Recently Issued Accounting Pronouncements
New Accounting Pronouncements Recently Adopted
In December 2023, the Financial Accounting Standards Board (“FASB”) issued Accounting Standards Update (“ASU”) 2023-09 Income Taxes (Topic 740): Improvements to Income Tax Disclosures. The standard requires enhanced rate reconciliation disclosures, including disclosure of specific categories and additional information for reconciling items that meet a quantitative threshold. The standard also requires companies to disaggregate income taxes paid by federal, state and foreign jurisdictions. The update was adopted and applied in this Annual Report on Form 10-K on a prospective basis. The standard does not impact our financial position, results of operations or cash flows.
New Accounting Pronouncements Not Yet Adopted
In November 2024, the FASB issued ASU 2024-03 Income Statement—Reporting Comprehensive Income—Expense Disaggregation Disclosures (Subtopic 220-40): Disaggregation of Income Statement Expenses. The new guidance is intended to provide investors with more disaggregated information about certain line items presented in the consolidated statement of income. The update is effective for our annual report on Form 10-K for fiscal year 2027, with early adoption permitted. The new disclosures are required to be applied prospectively with an option for retrospective application. The standard will not impact our financial position, results of operations or cash flows.
In May 2025, the FASB issued ASU 2025-03 Business Combinations (Topic 805) and Consolidation (Topic 810): Determining the Accounting Acquirer in the Acquisition of a Variable Interest Entity, which aims to improve consistency in identifying the accounting acquirer in business combinations involving VIEs. The update is effective for our annual report on Form 10-K for fiscal year 2027, with early adoption permitted. Once adopted, this update will be applied prospectively to transactions within the scope of the guidance.
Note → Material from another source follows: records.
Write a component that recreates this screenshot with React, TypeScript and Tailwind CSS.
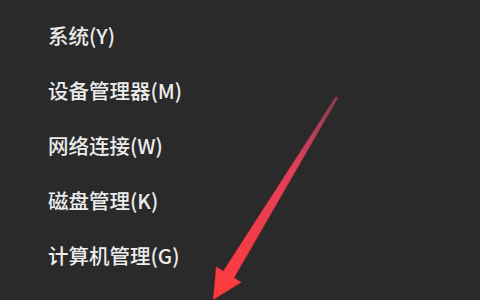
const items = ["系统(Y)", "设备管理器(M)", "网络连接(W)", "磁盘管理(K)", "计算机管理(G)"];

function Arrow() {
  return (
    <svg
      className="absolute inset-0 pointer-events-none"
      width="480"
      height="300"
      viewBox="0 0 480 300"
    >
      <defs>
        <linearGradient id="arrowFill" x1="337" y1="97" x2="213" y2="300" gradientUnits="userSpaceOnUse">
          <stop offset="0" stopColor="#b04a6a" stopOpacity="0.7" />
          <stop offset="0.35" stopColor="#e0405a" />
          <stop offset="1" stopColor="#ff3b3b" />
        </linearGradient>
      </defs>
      <polygon
        points="335.8,96.4 338.2,97.6 234.2,277.8 241.5,282.3 213,300 216,266.5 223.2,271"
        fill="url(#arrowFill)"
        stroke="#8a1f2a"
        strokeOpacity="0.5"
        strokeWidth="1"
        strokeLinejoin="round"
      />
    </svg>
  );
}

export default function App() {
  return (
    <div className="relative w-[480px] h-[300px] overflow-hidden bg-[#2a2a2a]">
      <ul className="flex flex-col pt-[8px] pl-[48px]">
        {items.map((item) => (
          <li
            key={item}
            className="h-[55px] flex items-center text-[20.5px] font-medium text-[#ececec] font-['Noto_Sans_CJK_SC','Noto_Sans',sans-serif]"
          >
            {item}
          </li>
        ))}
      </ul>
      <Arrow />
    </div>
  );
}
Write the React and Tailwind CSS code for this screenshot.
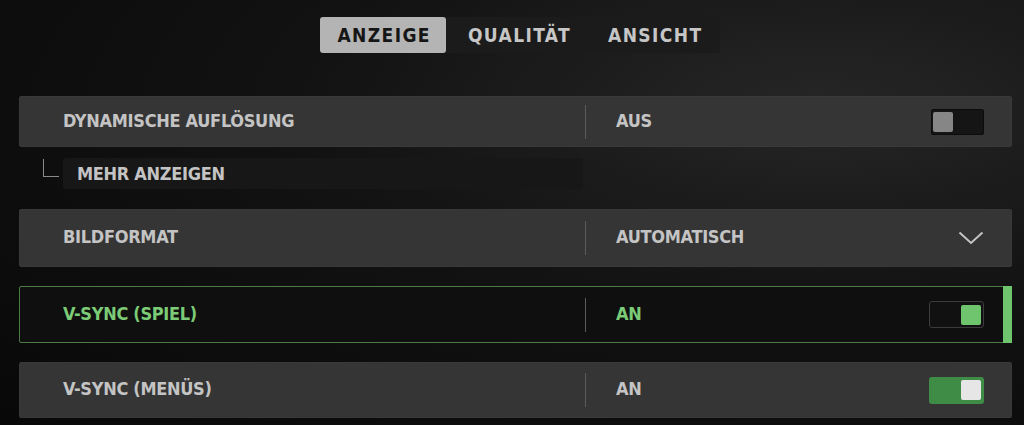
import React from 'react';

const font = { fontFamily: '"DejaVu Sans Condensed", "DejaVu Sans", sans-serif' };

const Divider = () => <div className="w-px h-[34px] bg-[#5c5c5c]" />;

const Toggle = ({ on, focused }) => {
    if (!on) {
        return (
            <div className="w-[53px] h-[26px] rounded-[2px] bg-[#151515] border border-[#0c0c0c] flex items-center px-[1px]">
                <div className="w-[20px] h-[20px] rounded-[2px] bg-[#868686]" />
            </div>
        );
    }
    if (focused) {
        return (
            <div className="w-[55px] h-[27px] rounded-[3px] bg-[#111111] border border-[#3c3c3c] flex items-center justify-end pr-[2px]">
                <div className="w-[20px] h-[20px] rounded-[2px] bg-[#6fc46e]" />
            </div>
        );
    }
    return (
        <div className="w-[55px] h-[27px] rounded-[3px] bg-[#3f8c47] flex items-center justify-end pr-[3px]">
            <div className="w-[20px] h-[20px] rounded-[2px] bg-[#e6e6e6]" />
        </div>
    );
};

const Chevron = () => (
    <svg width="26" height="14" viewBox="0 0 26 14" fill="none">
        <path d="M1.5 1.5 L13 12 L24.5 1.5" stroke="#c4c4c4" strokeWidth="2" />
    </svg>
);

const Row = ({ label, value, control, height, focused }) => (
    <div
        className={
            'relative flex items-center rounded-[2px] ' +
            (focused
                ? 'bg-[#0f0f0f] border border-[#4d7b48] text-[#7ccb76]'
                : 'bg-[#353535] border border-[#393939] text-[#c4c4c4]')
        }
        style={{ height }}
    >
        <div className="w-[565px] pl-[43px] pb-[3px] text-[18px] font-bold tracking-[-0.3px]">{label}</div>
        <Divider />
        <div className="flex-1 pl-[30px] pb-[3px] text-[18px] font-bold tracking-[-0.3px]">{value}</div>
        <div className="pr-[27px] flex items-center">{control}</div>
        {focused && <div className="absolute right-[-1px] top-[-1px] bottom-[-1px] w-[9px] bg-[#6fc46e]" />}
    </div>
);

const tabs = [
    { name: 'ANZEIGE', cls: 'bg-[#b4b4b4] text-[#161616] rounded-[3px] pl-[17px] pr-[15px]' },
    { name: 'QUALITÄT', cls: 'text-[#c6c6c6] pl-[22px] pr-[18px]' },
    { name: 'ANSICHT', cls: 'text-[#c6c6c6] pl-[19px] pr-[17px]' },
];

export default function App() {
    return (
        <div
            className="w-[1024px] h-[425px] overflow-hidden bg-[#0a0a0a] bg-[radial-gradient(ellipse_at_80%_25%,#262626_0%,#121212_45%,#080808_100%)] flex flex-col"
            style={font}
        >
            {/* Tabs */}
            <div className="flex justify-center pt-[17px] pl-[16px]">
                <div className="flex bg-[#1b1b1b] h-[36px] rounded-[2px]">
                    {tabs.map((t) => (
                        <div key={t.name} className={'h-full flex items-center text-[19px] font-bold tracking-[1.4px] ' + t.cls}>
                            {t.name}
                        </div>
                    ))}
                </div>
            </div>

            {/* Settings list */}
            <div className="flex flex-col pl-[19px] pr-[12px] mt-[43px]">
                <Row label="DYNAMISCHE AUFLÖSUNG" value="AUS" control={<Toggle on={false} />} height={51} />

                <div className="flex items-start mt-[11px] h-[31px]">
                    <div className="w-[44px] flex justify-end pr-[4px] pt-[1px]">
                        <div className="w-[16px] h-[18px] border-l border-b border-[#8a8a8a]" />
                    </div>
                    <div className="w-[520px] h-[31px] bg-[#171717] rounded-[2px] flex items-center pl-[14px] text-[18px] font-bold tracking-[-0.3px] text-[#c4c4c4]">
                        MEHR ANZEIGEN
                    </div>
                </div>

                <div className="mt-[20px]">
                    <Row label="BILDFORMAT" value="AUTOMATISCH" control={<Chevron />} height={58} />
                </div>
                <div className="mt-[19px]">
                    <Row label="V-SYNC (SPIEL)" value="AN" control={<Toggle on focused />} height={57} focused />
                </div>
                <div className="mt-[19px]">
                    <Row label="V-SYNC (MENÜS)" value="AN" control={<Toggle on />} height={56} />
                </div>
            </div>
        </div>
    );
}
In July 2025, the FASB issued ASU 2025-05 Financial Instruments—Credit Losses (Topic 326): Measurement of Credit Losses for Accounts Receivable and Contract Assets, which simplifies the estimation of credit losses on current accounts receivable and contract assets arising from transactions accounted for under ASC 606. The update is effective for fiscal year 2026, including interim periods within that fiscal year, with early adoption permitted. Once adopted, this update will be applied prospectively to assets within the scope of the guidance. We do not expect the adoption of this standard to have a material impact on our financial position, results of operations or cash flows.
In September 2025, the FASB issued ASU 2025-06 Intangibles—Goodwill and Other—Internal-Use Software (Subtopic 350-40), which streamlines the capitalization guidance for internal-use software and supersedes prior guidance on website development costs. The update is effective for fiscal year 2028, including interim periods within that fiscal year, with early adoption permitted. Once adopted, this update will be applied prospectively to software development projects initiated after adoption.
In September 2025, the FASB issued ASU 2025-07 Derivatives and Hedging (Topic 815) and Revenue from Contracts with Customers (Topic 606), which clarifies the scope of derivative accounting and provides guidance on share-based noncash consideration in revenue contracts. The update is effective for fiscal year 2027, including interim periods within that fiscal year, with early adoption permitted. Once adopted, this update will be applied prospectively to contracts within the scope of the guidance. We do not expect the adoption of this standard to have a material impact on our financial position, results of operations or cash flows.
In November 2025, the FASB issued ASU 2025‑09 Hedge Accounting Improvements, which enhances guidance related to hedge accounting, including provisions for component hedging. The update is effective for fiscal year 2027, including interim periods within that fiscal year, with early adoption permitted. Upon adoption, the update will be applied prospectively to open hedging relationships and to new hedges within the scope of the guidance. We do not expect the adoption of this standard to have a material impact on our financial position, results of operations or cash flows.
In December 2025, the FASB issued ASU 2025‑10 Accounting for Government Grants, which provides authoritative guidance on the recognition, measurement, and disclosure of government grants. The update is
effective for fiscal year 2029, including interim periods within that fiscal year, with early adoption permitted. We do not expect the adoption of this standard to have a material impact on our financial position, results of operations, or cash flows.
In December 2025, the FASB issued ASU 2025‑11 Interim Reporting (Topic 270): Narrow-Scope Improvements, which clarifies interim reporting requirements and enhances consistency in disclosures. The update is effective for fiscal year 2028, including interim periods within that fiscal year, with early adoption permitted. We do not expect the adoption of this standard to have a material impact on our financial position, results of operations, or cash flows, as the amendments primarily clarify existing guidance.
In December 2025, the FASB issued ASU 2025‑12, Codification Improvements, which makes 33 incremental improvements to GAAP across a broad range of topics intended to address technical corrections, unintended application of the accounting standards codification, clarifications and other minor improvements. This update is effective for fiscal year 2027, including interim periods within that fiscal year, with early adoption permitted. We do not expect the adoption of this update to have a material impact on our financial position, results of operations, or cash flows.